O recurso ao trabalho por turnos tem vindo a ser alargado aos mais variados sectores da sociedade e da economia. Entre 2009 e 2018, estima-se um crescimento de 440 mil para cerca de 800 mil trabalhadores, sendo actualmente uma considerável fatia da população activa.
O capitalismo encontrou na laboração contínua e no recurso ao trabalho por turnos um meio de rentabilização máxima, estilo produtivo eficaz para a obtenção de mais-valias com menos perdas, com maior obtenção de lucro, portanto. Como diria Karl Marx, os obstáculos ao capitalismo seriam apenas barreiras naturais e neste caso o “sono” que não se elimina é ainda uma barreira natural e fundamental para a sua proteção.

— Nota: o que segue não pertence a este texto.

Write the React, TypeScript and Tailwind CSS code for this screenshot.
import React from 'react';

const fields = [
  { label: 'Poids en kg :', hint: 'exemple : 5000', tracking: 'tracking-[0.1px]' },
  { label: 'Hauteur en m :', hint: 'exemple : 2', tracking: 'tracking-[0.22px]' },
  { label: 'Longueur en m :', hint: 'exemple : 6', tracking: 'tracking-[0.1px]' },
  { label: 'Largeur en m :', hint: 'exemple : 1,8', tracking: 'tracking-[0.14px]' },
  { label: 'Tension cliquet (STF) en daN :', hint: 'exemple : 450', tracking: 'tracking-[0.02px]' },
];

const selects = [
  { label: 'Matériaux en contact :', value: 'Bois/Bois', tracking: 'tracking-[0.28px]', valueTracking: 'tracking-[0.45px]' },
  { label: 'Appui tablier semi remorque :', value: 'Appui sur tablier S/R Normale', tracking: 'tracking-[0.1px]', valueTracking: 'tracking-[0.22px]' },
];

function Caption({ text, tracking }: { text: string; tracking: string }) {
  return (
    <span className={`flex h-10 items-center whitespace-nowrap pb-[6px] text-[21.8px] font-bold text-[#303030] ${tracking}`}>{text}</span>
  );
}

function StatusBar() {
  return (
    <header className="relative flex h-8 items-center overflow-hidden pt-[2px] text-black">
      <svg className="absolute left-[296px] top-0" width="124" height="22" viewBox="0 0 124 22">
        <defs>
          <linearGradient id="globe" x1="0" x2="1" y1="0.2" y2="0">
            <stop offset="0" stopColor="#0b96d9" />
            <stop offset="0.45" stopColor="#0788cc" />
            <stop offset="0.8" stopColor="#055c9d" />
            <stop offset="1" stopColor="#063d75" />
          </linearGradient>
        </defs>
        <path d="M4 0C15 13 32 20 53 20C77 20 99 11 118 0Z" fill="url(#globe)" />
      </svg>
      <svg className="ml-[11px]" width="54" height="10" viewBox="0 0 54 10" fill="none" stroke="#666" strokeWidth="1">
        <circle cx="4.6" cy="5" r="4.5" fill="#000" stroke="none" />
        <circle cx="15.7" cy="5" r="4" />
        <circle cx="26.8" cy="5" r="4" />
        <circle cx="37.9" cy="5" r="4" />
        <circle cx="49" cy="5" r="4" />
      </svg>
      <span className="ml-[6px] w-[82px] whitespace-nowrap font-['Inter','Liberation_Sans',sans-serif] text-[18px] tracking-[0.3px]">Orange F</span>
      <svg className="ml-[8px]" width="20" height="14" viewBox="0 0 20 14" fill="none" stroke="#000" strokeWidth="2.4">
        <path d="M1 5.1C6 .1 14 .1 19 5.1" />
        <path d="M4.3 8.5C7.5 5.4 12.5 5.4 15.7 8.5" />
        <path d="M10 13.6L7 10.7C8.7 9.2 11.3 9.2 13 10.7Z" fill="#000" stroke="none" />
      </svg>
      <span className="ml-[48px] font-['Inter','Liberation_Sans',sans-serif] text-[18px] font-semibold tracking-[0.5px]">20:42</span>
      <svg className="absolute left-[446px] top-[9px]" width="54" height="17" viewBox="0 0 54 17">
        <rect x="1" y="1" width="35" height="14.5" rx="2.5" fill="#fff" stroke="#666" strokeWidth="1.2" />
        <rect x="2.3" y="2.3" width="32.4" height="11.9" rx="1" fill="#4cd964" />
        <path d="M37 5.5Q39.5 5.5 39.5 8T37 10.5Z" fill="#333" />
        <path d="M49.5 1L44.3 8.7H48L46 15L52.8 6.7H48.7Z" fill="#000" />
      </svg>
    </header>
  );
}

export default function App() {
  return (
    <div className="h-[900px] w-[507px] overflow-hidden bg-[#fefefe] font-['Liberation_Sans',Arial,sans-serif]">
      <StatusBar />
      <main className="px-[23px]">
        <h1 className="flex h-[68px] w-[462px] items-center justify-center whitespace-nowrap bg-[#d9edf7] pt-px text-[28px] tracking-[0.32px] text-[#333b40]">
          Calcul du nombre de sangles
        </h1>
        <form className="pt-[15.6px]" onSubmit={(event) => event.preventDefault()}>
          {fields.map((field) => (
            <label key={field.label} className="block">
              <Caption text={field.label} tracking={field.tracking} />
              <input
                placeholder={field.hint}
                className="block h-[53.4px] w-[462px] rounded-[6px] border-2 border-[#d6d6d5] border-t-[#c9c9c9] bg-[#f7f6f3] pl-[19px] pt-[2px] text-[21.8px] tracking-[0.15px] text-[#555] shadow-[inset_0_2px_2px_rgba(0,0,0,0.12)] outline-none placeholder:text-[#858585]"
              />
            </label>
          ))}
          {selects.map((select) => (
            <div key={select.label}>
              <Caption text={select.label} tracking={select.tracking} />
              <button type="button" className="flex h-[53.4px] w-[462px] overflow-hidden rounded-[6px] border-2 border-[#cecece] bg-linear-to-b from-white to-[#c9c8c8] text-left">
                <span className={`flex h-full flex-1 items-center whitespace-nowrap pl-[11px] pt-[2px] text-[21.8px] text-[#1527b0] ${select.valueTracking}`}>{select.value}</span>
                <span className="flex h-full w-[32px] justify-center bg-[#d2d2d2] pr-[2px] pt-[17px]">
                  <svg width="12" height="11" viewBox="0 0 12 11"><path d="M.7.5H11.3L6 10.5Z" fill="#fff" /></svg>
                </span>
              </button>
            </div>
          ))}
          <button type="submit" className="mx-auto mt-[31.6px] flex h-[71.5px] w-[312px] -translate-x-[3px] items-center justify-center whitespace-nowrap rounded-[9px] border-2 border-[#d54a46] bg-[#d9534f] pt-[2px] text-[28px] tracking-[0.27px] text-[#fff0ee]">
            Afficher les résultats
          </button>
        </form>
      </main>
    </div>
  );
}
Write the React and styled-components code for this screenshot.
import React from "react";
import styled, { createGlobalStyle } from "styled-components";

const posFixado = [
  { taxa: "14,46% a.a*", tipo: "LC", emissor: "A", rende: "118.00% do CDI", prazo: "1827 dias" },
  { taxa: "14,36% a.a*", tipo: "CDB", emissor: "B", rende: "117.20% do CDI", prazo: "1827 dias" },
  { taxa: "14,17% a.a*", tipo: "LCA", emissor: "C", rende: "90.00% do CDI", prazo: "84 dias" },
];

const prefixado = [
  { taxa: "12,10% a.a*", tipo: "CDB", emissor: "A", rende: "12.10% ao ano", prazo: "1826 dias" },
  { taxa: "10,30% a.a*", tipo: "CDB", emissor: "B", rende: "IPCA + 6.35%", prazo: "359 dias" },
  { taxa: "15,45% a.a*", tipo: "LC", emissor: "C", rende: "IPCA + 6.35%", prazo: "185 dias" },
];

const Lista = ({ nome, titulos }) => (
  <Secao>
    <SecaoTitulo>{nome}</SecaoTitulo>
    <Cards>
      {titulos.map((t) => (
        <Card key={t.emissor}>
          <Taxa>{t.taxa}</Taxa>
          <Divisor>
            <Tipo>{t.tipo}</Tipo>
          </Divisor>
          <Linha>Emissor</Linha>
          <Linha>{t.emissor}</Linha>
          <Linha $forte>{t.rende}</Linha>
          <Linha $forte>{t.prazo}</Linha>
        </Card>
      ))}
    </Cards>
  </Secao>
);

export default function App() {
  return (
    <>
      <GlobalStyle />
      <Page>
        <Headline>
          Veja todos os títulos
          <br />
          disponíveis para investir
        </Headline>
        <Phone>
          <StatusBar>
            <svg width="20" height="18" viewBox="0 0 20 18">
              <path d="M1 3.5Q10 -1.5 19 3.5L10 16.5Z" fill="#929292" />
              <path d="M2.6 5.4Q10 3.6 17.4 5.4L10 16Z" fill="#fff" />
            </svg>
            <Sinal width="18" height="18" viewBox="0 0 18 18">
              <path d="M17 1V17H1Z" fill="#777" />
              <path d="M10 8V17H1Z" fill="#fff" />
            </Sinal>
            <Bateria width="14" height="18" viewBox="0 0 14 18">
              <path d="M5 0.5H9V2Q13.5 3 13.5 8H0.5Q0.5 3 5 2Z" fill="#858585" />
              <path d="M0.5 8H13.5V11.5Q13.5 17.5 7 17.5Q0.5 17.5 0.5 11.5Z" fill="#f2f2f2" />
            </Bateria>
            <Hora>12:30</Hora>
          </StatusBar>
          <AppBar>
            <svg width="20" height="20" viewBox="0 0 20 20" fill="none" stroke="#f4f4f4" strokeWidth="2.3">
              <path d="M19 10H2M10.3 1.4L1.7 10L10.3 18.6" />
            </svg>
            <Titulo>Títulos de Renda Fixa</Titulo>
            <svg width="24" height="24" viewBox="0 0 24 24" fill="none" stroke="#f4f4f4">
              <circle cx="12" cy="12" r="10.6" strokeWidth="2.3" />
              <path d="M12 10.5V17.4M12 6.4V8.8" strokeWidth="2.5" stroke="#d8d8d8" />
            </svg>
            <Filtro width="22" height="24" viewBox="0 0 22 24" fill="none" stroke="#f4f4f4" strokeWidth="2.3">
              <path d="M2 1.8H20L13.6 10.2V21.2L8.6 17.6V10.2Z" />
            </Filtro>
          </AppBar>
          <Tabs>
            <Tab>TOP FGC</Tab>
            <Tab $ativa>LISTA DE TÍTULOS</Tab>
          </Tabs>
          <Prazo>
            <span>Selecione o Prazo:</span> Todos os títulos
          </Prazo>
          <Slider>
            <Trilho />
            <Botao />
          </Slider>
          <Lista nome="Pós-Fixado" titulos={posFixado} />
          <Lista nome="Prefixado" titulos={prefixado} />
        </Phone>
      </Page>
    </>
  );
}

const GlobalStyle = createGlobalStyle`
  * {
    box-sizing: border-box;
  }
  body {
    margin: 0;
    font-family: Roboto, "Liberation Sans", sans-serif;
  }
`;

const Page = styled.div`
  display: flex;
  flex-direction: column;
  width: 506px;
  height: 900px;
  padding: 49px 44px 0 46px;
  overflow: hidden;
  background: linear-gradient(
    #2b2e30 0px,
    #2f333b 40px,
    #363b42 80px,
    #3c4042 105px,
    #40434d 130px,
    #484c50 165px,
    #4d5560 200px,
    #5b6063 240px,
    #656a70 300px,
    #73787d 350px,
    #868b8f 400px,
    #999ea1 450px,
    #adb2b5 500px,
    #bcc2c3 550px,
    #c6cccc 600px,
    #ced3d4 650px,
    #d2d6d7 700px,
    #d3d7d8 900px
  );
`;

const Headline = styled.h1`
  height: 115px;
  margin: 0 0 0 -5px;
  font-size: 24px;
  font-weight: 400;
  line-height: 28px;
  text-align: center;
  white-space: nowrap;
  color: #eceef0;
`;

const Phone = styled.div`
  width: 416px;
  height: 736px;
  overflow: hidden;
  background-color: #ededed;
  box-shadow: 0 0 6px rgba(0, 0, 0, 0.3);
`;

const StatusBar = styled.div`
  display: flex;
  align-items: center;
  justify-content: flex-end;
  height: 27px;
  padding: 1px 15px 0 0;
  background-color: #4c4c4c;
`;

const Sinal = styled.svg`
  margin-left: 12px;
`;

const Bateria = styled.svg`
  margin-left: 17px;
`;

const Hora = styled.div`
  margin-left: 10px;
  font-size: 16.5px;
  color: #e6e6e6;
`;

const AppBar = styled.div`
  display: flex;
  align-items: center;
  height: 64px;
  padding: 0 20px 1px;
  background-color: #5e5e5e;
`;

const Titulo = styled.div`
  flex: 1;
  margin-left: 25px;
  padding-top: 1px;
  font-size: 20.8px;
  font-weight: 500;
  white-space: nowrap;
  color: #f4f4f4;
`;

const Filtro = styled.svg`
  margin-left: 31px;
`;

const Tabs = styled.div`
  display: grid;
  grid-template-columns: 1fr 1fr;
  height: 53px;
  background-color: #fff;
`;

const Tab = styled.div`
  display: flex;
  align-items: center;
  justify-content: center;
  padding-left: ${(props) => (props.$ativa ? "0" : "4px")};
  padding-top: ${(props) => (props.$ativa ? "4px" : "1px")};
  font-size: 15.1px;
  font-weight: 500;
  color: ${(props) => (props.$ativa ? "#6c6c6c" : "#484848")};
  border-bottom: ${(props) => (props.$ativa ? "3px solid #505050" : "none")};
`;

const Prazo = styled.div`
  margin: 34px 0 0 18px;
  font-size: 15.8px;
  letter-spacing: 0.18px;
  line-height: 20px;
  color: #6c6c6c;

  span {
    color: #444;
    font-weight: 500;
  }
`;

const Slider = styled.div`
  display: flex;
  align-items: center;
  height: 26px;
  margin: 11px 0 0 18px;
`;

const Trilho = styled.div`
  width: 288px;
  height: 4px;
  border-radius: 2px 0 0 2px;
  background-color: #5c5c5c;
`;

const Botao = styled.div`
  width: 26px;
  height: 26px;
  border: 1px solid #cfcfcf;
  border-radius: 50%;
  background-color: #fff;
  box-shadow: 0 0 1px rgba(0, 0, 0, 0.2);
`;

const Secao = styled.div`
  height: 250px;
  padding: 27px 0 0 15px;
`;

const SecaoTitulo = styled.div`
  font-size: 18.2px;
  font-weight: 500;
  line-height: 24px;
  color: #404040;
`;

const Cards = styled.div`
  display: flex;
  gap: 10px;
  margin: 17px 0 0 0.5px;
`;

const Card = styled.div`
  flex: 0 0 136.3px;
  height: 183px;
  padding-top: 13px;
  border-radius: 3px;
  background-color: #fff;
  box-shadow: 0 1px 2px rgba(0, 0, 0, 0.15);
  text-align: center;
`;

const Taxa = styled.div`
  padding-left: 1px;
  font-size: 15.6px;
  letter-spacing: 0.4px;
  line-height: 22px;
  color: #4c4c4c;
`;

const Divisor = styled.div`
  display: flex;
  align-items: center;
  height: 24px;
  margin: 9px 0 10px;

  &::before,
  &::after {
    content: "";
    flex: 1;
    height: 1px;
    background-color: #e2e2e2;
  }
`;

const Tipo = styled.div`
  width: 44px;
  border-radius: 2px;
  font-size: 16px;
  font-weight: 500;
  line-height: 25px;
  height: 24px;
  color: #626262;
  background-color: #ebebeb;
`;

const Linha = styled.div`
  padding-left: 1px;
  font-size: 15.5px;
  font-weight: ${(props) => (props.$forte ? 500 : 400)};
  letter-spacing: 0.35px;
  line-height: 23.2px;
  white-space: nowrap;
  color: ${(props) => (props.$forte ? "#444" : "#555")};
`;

São conhecidas as consequências deste regime para quem o exerce, das perturbações no sono, fadiga, depressão, limitações na vida pessoal e social, riscos cardiovasculares ou maior probabilidade de contrair cancro. Por isso, tem vindo a ser cada vez mais premente a necessidade de justiça para estes trabalhadores.
Se, por um lado, se apresentaram propostas concretas na Assembleia da República, que previam essa justiça por via do direito ao descanso, maior regularidade no acompanhamento médico ou na tão reivindicada antecipação da reforma, por outro, falhámos quando não exigimos que a regulamentação do trabalho por turnos fosse condição para a viabilização do Orçamento de Estado 2020.
Neste momento complexo de plena crise epidémica e social, se o “Estado de Emergência” coloca ainda mais estes trabalhadores expostos ao abuso e limitados nos seus direitos, também a enorme e natural probabilidade de fragilidade imunológica acentuada pelo momento que se vive, constitui um risco acrescido para estas e este trabalhadores constituindo um grupo de risco, de extrema importância na organização da sociedade.
Sabemos que o sector económico e rentista não irá desistir um segundo que seja da obtenção de lucro, e que os sectores vitais para o país, da alimentação à saúde, ou da energia aos transportes, caso parassem, colocariam em risco milhares de vidas. É nessa base que devemos pensar neste momento. O que não devemos é tornar quem trabalha por turnos num grupo de risco invisível, permitindo que não se criem mecanismos de mitigação específicos e a necessária justiça que se impõe, questões indissociáveis das lutas de uma esquerda anticapitalista.